Repeat every record below exactly, but leave out any pictures.

* BEGIN EXTRACTED INFORMATION *

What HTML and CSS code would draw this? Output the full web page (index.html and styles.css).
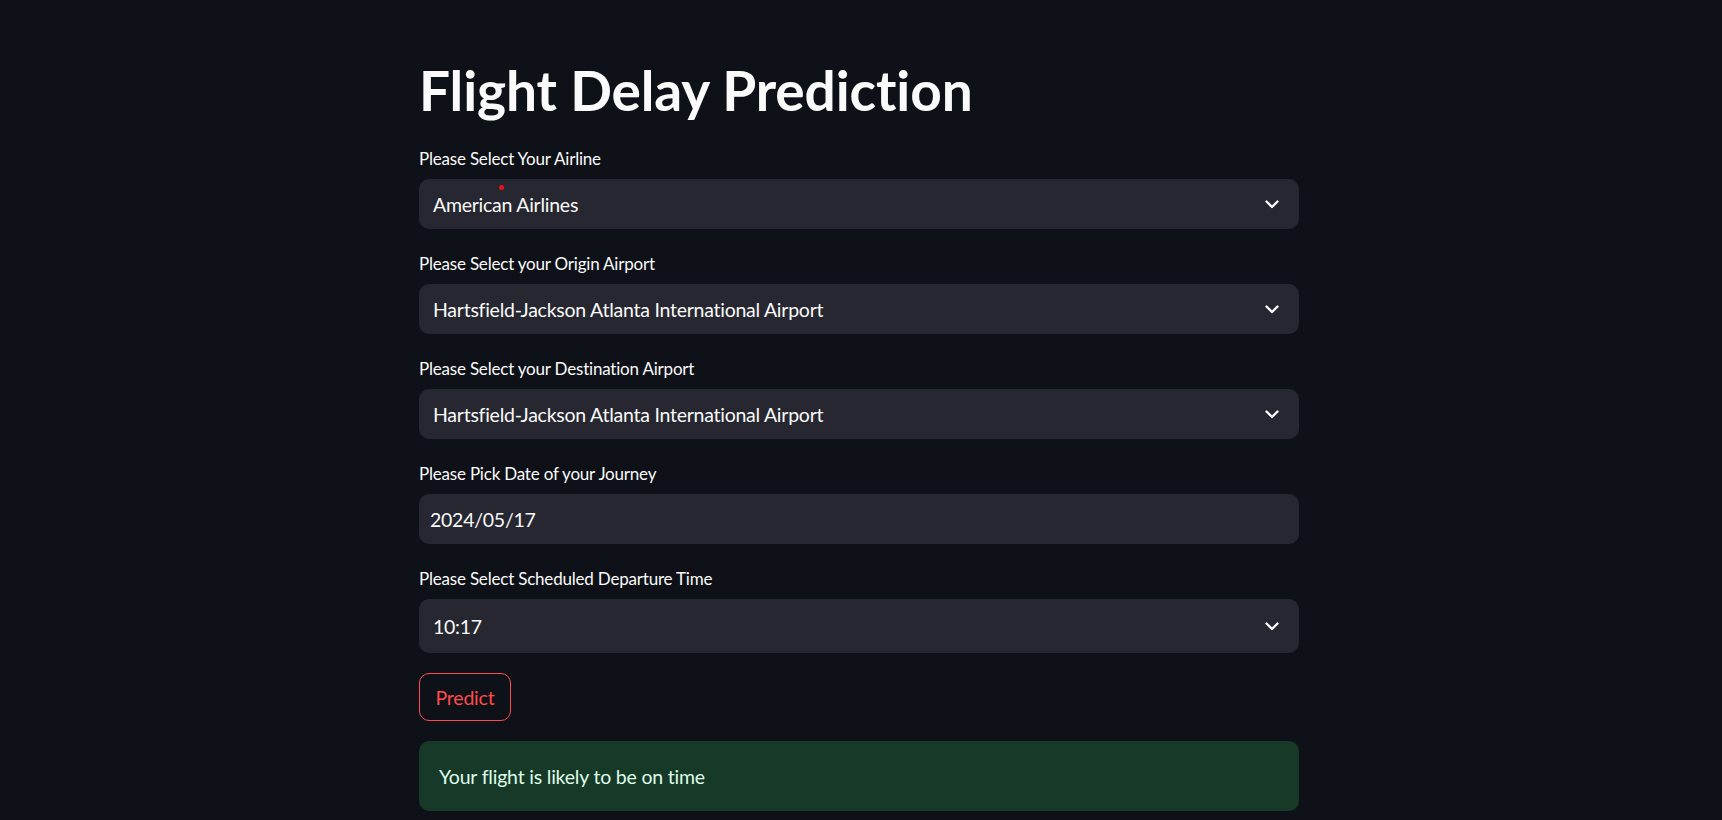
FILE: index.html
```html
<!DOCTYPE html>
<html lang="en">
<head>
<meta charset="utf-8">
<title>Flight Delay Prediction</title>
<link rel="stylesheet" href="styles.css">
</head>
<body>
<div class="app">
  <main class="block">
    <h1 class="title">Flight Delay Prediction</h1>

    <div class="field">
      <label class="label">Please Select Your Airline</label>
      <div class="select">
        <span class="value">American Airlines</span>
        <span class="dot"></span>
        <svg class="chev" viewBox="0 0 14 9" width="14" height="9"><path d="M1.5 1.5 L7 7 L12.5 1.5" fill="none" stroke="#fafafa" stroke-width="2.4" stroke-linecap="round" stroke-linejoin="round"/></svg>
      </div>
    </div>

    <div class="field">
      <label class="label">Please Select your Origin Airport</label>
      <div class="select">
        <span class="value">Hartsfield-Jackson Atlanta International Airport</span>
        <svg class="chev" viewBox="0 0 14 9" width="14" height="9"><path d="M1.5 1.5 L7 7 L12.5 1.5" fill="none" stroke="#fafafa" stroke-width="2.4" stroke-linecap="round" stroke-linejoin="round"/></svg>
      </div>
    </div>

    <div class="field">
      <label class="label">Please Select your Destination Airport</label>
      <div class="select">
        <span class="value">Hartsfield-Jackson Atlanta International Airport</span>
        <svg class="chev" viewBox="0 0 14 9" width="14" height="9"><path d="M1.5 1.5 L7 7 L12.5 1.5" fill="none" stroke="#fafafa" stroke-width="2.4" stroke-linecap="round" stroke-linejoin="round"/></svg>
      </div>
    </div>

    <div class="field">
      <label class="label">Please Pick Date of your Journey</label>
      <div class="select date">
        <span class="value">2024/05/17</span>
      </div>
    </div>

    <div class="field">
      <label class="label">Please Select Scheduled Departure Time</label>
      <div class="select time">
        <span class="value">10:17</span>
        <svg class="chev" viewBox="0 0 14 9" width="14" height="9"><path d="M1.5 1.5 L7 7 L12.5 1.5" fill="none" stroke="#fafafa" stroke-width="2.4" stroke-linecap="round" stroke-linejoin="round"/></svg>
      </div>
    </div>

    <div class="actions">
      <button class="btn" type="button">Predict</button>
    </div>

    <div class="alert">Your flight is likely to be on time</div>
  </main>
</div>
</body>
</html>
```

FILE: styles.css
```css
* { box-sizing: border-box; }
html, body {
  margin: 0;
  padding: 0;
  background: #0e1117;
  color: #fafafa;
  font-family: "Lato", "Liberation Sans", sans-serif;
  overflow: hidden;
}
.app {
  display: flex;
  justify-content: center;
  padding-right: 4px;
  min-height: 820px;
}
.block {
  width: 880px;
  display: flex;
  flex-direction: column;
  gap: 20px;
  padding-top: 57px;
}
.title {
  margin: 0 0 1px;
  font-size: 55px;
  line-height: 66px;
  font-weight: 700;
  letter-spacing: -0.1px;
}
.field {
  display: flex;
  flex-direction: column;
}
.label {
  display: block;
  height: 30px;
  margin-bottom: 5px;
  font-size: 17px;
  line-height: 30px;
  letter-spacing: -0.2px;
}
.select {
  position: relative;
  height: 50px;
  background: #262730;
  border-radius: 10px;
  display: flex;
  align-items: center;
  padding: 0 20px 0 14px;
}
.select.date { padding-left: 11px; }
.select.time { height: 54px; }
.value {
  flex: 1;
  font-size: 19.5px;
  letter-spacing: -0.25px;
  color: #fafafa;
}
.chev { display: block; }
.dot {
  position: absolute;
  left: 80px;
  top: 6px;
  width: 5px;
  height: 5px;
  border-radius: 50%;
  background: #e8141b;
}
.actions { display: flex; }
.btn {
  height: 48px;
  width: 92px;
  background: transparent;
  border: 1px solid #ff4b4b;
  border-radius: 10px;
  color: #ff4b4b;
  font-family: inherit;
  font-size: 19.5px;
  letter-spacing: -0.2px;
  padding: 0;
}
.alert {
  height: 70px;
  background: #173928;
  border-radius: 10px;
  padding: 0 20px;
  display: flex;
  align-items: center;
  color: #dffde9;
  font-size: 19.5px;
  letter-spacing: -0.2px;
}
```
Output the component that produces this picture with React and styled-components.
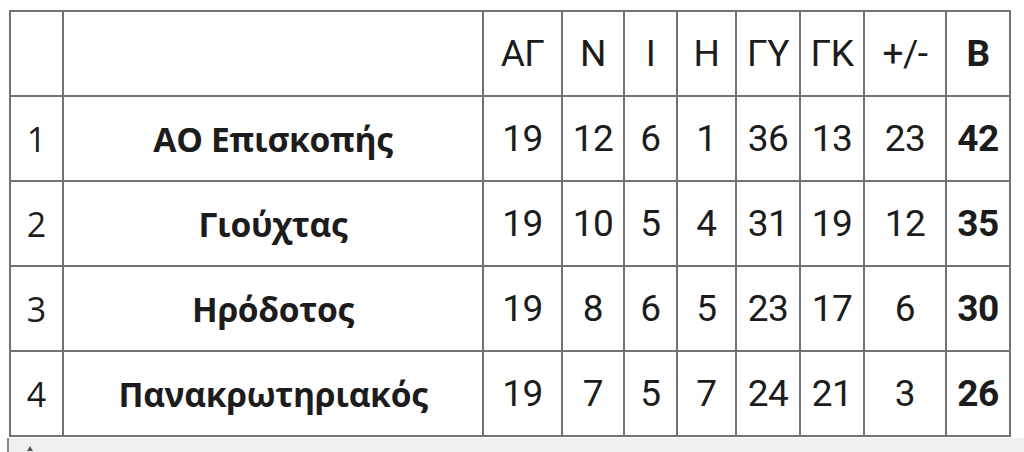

* END EXTRACTED INFORMATION *

RESPONSE:
What HTML and CSS code would draw this? Output the full web page (index.html and styles.css).
FILE: index.html
```html
<!DOCTYPE html>
<html lang="en">
<head>
<meta charset="utf-8">
<title>Flight Delay Prediction</title>
<link rel="stylesheet" href="styles.css">
</head>
<body>
<div class="app">
  <main class="block">
    <h1 class="title">Flight Delay Prediction</h1>

    <div class="field">
      <label class="label">Please Select Your Airline</label>
      <div class="select">
        <span class="value">American Airlines</span>
        <span class="dot"></span>
        <svg class="chev" viewBox="0 0 14 9" width="14" height="9"><path d="M1.5 1.5 L7 7 L12.5 1.5" fill="none" stroke="#fafafa" stroke-width="2.4" stroke-linecap="round" stroke-linejoin="round"/></svg>
      </div>
    </div>

    <div class="field">
      <label class="label">Please Select your Origin Airport</label>
      <div class="select">
        <span class="value">Hartsfield-Jackson Atlanta International Airport</span>
        <svg class="chev" viewBox="0 0 14 9" width="14" height="9"><path d="M1.5 1.5 L7 7 L12.5 1.5" fill="none" stroke="#fafafa" stroke-width="2.4" stroke-linecap="round" stroke-linejoin="round"/></svg>
      </div>
    </div>

    <div class="field">
      <label class="label">Please Select your Destination Airport</label>
      <div class="select">
        <span class="value">Hartsfield-Jackson Atlanta International Airport</span>
        <svg class="chev" viewBox="0 0 14 9" width="14" height="9"><path d="M1.5 1.5 L7 7 L12.5 1.5" fill="none" stroke="#fafafa" stroke-width="2.4" stroke-linecap="round" stroke-linejoin="round"/></svg>
      </div>
    </div>

    <div class="field">
      <label class="label">Please Pick Date of your Journey</label>
      <div class="select date">
        <span class="value">2024/05/17</span>
      </div>
    </div>

    <div class="field">
      <label class="label">Please Select Scheduled Departure Time</label>
      <div class="select time">
        <span class="value">10:17</span>
        <svg class="chev" viewBox="0 0 14 9" width="14" height="9"><path d="M1.5 1.5 L7 7 L12.5 1.5" fill="none" stroke="#fafafa" stroke-width="2.4" stroke-linecap="round" stroke-linejoin="round"/></svg>
      </div>
    </div>

    <div class="actions">
      <button class="btn" type="button">Predict</button>
    </div>

    <div class="alert">Your flight is likely to be on time</div>
  </main>
</div>
</body>
</html>
```

FILE: styles.css
```css
* { box-sizing: border-box; }
html, body {
  margin: 0;
  padding: 0;
  background: #0e1117;
  color: #fafafa;
  font-family: "Lato", "Liberation Sans", sans-serif;
  overflow: hidden;
}
.app {
  display: flex;
  justify-content: center;
  padding-right: 4px;
  min-height: 820px;
}
.block {
  width: 880px;
  display: flex;
  flex-direction: column;
  gap: 20px;
  padding-top: 57px;
}
.title {
  margin: 0 0 1px;
  font-size: 55px;
  line-height: 66px;
  font-weight: 700;
  letter-spacing: -0.1px;
}
.field {
  display: flex;
  flex-direction: column;
}
.label {
  display: block;
  height: 30px;
  margin-bottom: 5px;
  font-size: 17px;
  line-height: 30px;
  letter-spacing: -0.2px;
}
.select {
  position: relative;
  height: 50px;
  background: #262730;
  border-radius: 10px;
  display: flex;
  align-items: center;
  padding: 0 20px 0 14px;
}
.select.date { padding-left: 11px; }
.select.time { height: 54px; }
.value {
  flex: 1;
  font-size: 19.5px;
  letter-spacing: -0.25px;
  color: #fafafa;
}
.chev { display: block; }
.dot {
  position: absolute;
  left: 80px;
  top: 6px;
  width: 5px;
  height: 5px;
  border-radius: 50%;
  background: #e8141b;
}
.actions { display: flex; }
.btn {
  height: 48px;
  width: 92px;
  background: transparent;
  border: 1px solid #ff4b4b;
  border-radius: 10px;
  color: #ff4b4b;
  font-family: inherit;
  font-size: 19.5px;
  letter-spacing: -0.2px;
  padding: 0;
}
.alert {
  height: 70px;
  background: #173928;
  border-radius: 10px;
  padding: 0 20px;
  display: flex;
  align-items: center;
  color: #dffde9;
  font-size: 19.5px;
  letter-spacing: -0.2px;
}
```
Output the component that produces this picture with React and styled-components.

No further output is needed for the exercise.